** EXERCISE DIRECTIONS **
Read the entries below and pull out each line with the string "that".

++++ RECORDS SUPPLIED

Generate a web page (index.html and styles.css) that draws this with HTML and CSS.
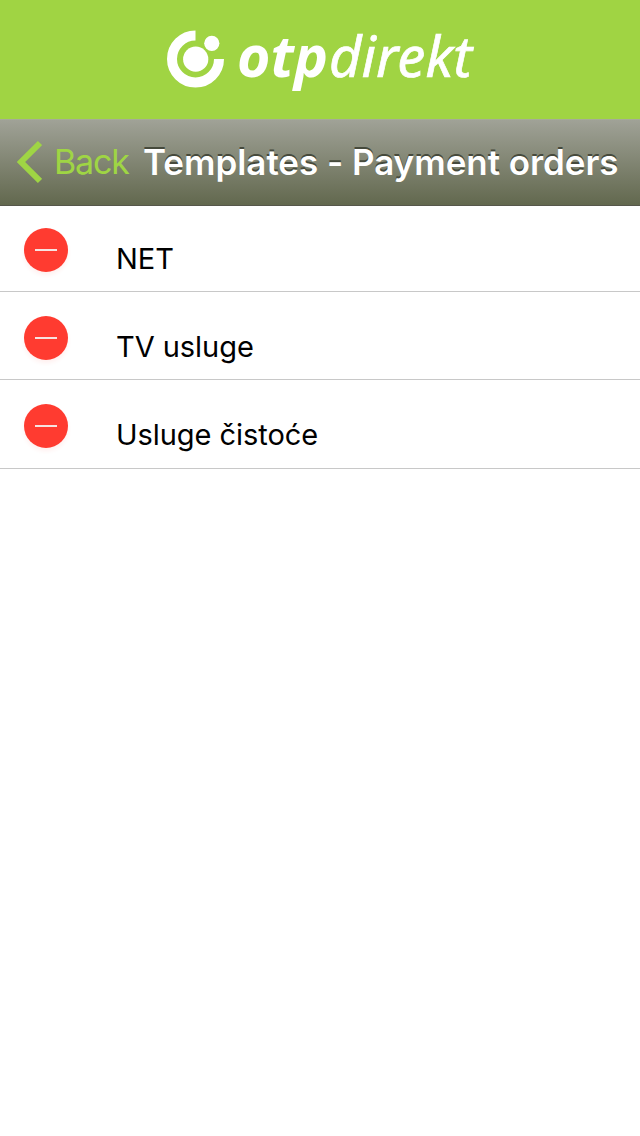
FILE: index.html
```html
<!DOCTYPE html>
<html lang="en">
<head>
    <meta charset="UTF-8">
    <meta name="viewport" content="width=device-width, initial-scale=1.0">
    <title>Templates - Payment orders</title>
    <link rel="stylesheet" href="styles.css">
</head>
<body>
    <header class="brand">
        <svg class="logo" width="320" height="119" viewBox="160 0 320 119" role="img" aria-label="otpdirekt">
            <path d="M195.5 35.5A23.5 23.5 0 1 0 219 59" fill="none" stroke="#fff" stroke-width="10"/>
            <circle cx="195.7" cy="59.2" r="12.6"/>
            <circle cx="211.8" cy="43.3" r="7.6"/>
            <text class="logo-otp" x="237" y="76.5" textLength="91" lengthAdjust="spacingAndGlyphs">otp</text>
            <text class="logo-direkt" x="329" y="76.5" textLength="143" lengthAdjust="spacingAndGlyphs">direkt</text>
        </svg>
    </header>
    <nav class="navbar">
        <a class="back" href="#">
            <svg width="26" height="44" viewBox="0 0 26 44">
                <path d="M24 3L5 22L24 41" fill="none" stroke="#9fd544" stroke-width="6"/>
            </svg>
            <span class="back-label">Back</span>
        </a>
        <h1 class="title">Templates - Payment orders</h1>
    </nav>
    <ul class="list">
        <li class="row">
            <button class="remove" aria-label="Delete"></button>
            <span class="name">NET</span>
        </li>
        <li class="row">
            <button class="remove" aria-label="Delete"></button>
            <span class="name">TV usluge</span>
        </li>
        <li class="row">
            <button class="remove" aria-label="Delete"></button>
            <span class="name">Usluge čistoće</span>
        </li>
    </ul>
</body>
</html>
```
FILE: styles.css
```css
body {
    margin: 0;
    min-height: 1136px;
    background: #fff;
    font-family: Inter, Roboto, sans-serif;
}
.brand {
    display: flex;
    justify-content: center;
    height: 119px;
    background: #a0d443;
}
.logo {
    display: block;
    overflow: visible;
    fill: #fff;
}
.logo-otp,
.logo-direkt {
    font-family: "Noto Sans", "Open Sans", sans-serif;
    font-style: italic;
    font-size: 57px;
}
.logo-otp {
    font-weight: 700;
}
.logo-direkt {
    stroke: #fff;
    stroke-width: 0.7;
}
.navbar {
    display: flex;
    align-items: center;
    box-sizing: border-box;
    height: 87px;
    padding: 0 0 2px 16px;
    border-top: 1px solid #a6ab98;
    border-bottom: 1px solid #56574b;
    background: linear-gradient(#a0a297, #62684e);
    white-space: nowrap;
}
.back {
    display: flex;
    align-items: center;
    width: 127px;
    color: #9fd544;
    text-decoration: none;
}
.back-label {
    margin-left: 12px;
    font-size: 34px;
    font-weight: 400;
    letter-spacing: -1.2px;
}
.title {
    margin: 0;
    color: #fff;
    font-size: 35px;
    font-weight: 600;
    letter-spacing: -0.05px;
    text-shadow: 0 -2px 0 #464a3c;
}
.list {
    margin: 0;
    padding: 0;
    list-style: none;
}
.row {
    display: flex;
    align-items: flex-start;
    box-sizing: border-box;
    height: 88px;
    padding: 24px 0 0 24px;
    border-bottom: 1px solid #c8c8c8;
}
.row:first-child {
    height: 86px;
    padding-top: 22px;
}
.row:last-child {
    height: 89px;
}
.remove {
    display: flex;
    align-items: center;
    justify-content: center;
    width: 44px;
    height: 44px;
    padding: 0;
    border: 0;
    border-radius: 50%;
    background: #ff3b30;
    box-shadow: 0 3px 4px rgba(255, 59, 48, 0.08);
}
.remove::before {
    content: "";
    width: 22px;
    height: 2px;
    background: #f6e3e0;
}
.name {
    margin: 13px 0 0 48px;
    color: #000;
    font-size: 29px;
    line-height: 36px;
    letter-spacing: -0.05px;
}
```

++++++++
++++ RECORDS SUPPLIED

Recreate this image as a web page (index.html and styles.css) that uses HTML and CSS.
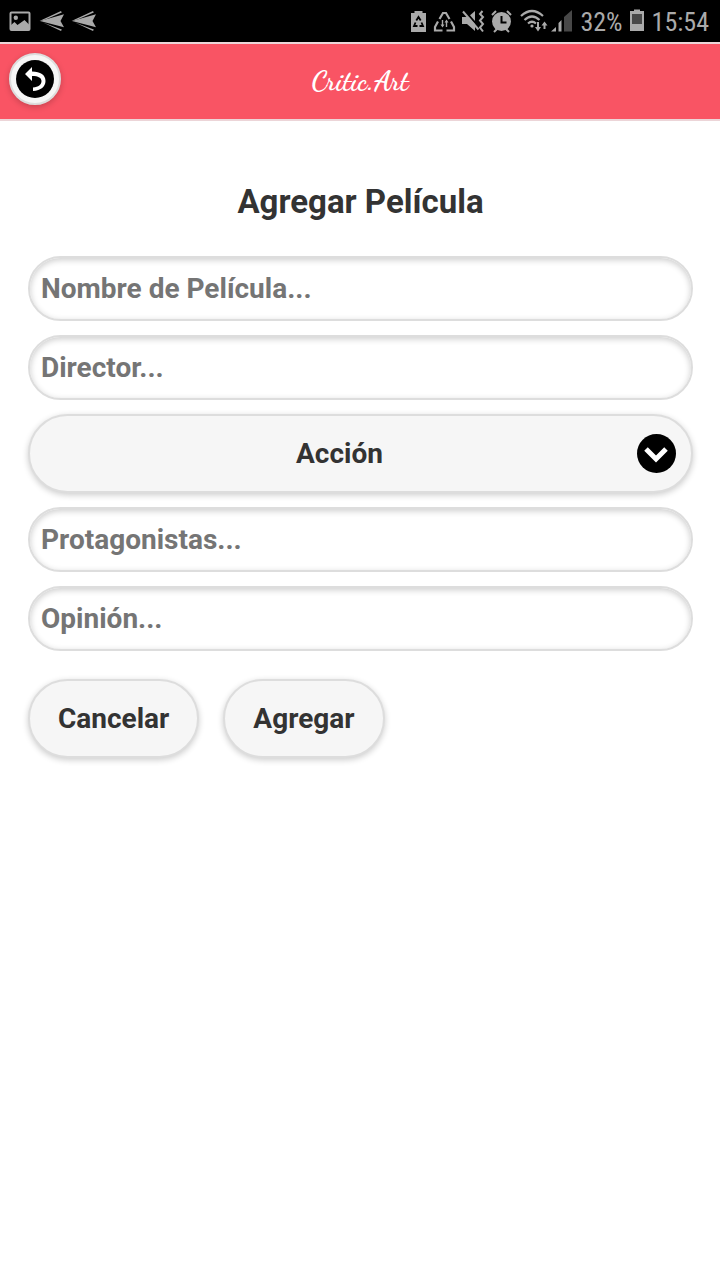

++++++++

** ANSWER TO THE TASK **
Generate a web page (index.html and styles.css) that draws this with HTML and CSS.
Recreate this image as a web page (index.html and styles.css) that uses HTML and CSS.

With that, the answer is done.